While these examples may seem risqué, they represented the efforts of conservative religious women to shore up the institution of marriage—and their traditional position of authority as wives—by integrating emergent standards of sexual pleasure and sexual variety into Christian marriages, which emphasized women’s roles as providers of emotional, sexual and culinary nourishment. Through cookbooks and discussions of food, Morgan and her fellow authors adopted mainstream sexual mores even as they produced a distinctively Christian, conservative sexual subculture.

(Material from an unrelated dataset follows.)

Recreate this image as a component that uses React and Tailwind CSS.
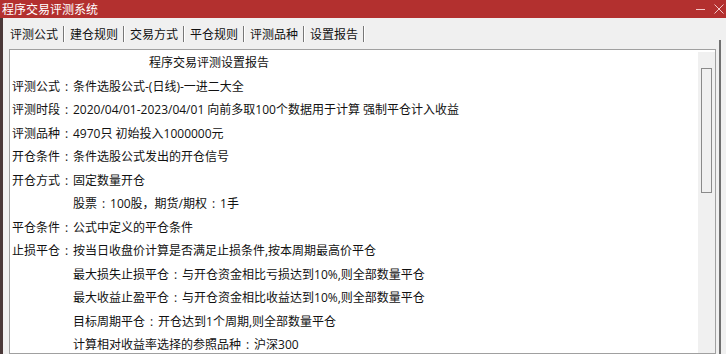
import React from "react";

const tabs = ["评测公式", "建仓规则", "交易方式", "平仓规则", "评测品种", "设置报告"];

const lines = [
  { label: "评测公式", text: "条件选股公式-(日线)-一进二大全" },
  { label: "评测时段", text: "2020/04/01-2023/04/01 向前多取100个数据用于计算 强制平仓计入收益" },
  { label: "评测品种", text: "4970只 初始投入1000000元" },
  { label: "开仓条件", text: "条件选股公式发出的开仓信号" },
  { label: "开仓方式", text: "固定数量开仓" },
  { indent: true, text: "股票：100股，期货/期权：1手" },
  { label: "平仓条件", text: "公式中定义的平仓条件" },
  { label: "止损平仓", text: "按当日收盘价计算是否满足止损条件,按本周期最高价平仓" },
  { indent: true, text: "最大损失止损平仓：与开仓资金相比亏损达到10%,则全部数量平仓" },
  { indent: true, text: "最大收益止盈平仓：与开仓资金相比收益达到10%,则全部数量平仓" },
  { indent: true, text: "目标周期平仓：开仓达到1个周期,则全部数量平仓" },
  { indent: true, text: "计算相对收益率选择的参照品种：沪深300" },
];

// full-width colon drawn centred, like the original font does
function Colon() {
  return <span className="inline-block w-[13px] text-center">:</span>;
}

function withColons(text) {
  const parts = text.split("：");
  return parts.map((p, i) => (
    <React.Fragment key={i}>
      {i > 0 && <Colon />}
      {p}
    </React.Fragment>
  ));
}

export default function App() {
  return (
    <div
      className="w-[726px] h-[354px] overflow-hidden flex flex-col bg-[#f0f0f0] text-[#111]"
      style={{ fontFamily: '"Noto Sans CJK SC", "Liberation Sans", sans-serif' }}
    >
      {/* title bar */}
      <div className="h-[18px] shrink-0 bg-[#b3302f] flex items-center justify-between pl-[2px] pr-[2px]">
        <span className="text-white text-[12px] leading-none">程序交易评测系统</span>
        <div className="flex items-center gap-[9px] text-[#f3c7c7]">
          <svg width="9" height="9" viewBox="0 0 9 9">
            <path d="M0 4.5 H9" stroke="currentColor" strokeWidth="1" />
          </svg>
          <svg width="10" height="10" viewBox="0 0 10 10">
            <path d="M0.5 0.5 L9.5 9.5 M9.5 0.5 L0.5 9.5" stroke="currentColor" strokeWidth="1" />
          </svg>
        </div>
      </div>

      <div className="flex-1 flex border-l-[3px] border-[#4a3838] min-h-0">
        <div className="flex-1 flex flex-col pl-[6px] min-w-0">
          {/* tabs */}
          <div className="h-[31px] shrink-0 flex items-center pl-[1px]">
            {tabs.map((t, i) => (
              <div key={t} className="h-[20px] flex items-center">
                <span className="text-[12px] leading-none w-[48px]">{t}</span>
                <span className="w-[2px] h-[16px] ml-[5px] mr-[5px] border-l border-[#777] border-r border-r-white" />
              </div>
            ))}
          </div>

          {/* report box */}
          <div className="flex-1 flex border border-[#a0a0a0] bg-white min-h-0">
            <div
              className="flex-1 text-[12px] leading-[23.5px] pt-[1px] pl-[2px] whitespace-nowrap overflow-hidden"
              style={{ fontFamily: '"Open Sans", "Noto Sans CJK SC", sans-serif' }}
            >
              <div className="pl-[137px]">程序交易评测设置报告</div>
              {lines.map((l, i) => (
                <div key={i} className="flex">
                  {l.indent ? (
                    <span className="w-[61px] shrink-0" />
                  ) : (
                    <span className="w-[61px] shrink-0">
                      {l.label}
                      <Colon />
                    </span>
                  )}
                  <span>{withColons(l.text)}</span>
                </div>
              ))}
            </div>
            {/* scrollbar */}
            <div className="w-[17px] shrink-0 mt-[2px] bg-[#f0f0f0] flex flex-col items-center">
              <div className="h-[16px]" />
              <div className="w-[11px] h-[125px] border border-[#8a8a8a] bg-[#f0f0f0]" />
            </div>
          </div>
        </div>
        {/* right frame */}
        <div className="w-[10px] shrink-0 flex pt-[22px] pl-[3px]">
          <div className="w-[2px] h-full bg-[#707070]" />
        </div>
      </div>
    </div>
  );
}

In a decade that gave readers cookbooks that expressed a range of sexual and gender possibilities—consider the varied identities cultivated by the Fanny Hill’s Cook Book (1970), Lover’s Cookbook (1971), and The Naked Chef: A Survival Plan for the Single Man (1978)—Evangelicals actively connected their appetite for culinary and sexual variety to desires for marital intimacy and stability. In the midst of unsettling cultural shifts, this linkage of food and pleasurable sex drew from ideas so common and unremarkable that they could be packaged and sold en masse to conservative women as common sense. Equal parts prescriptive and descriptive, these cookbooks indexed recipes as well as the social changes that transformed the meanings of sexuality and domesticity in the 1970s.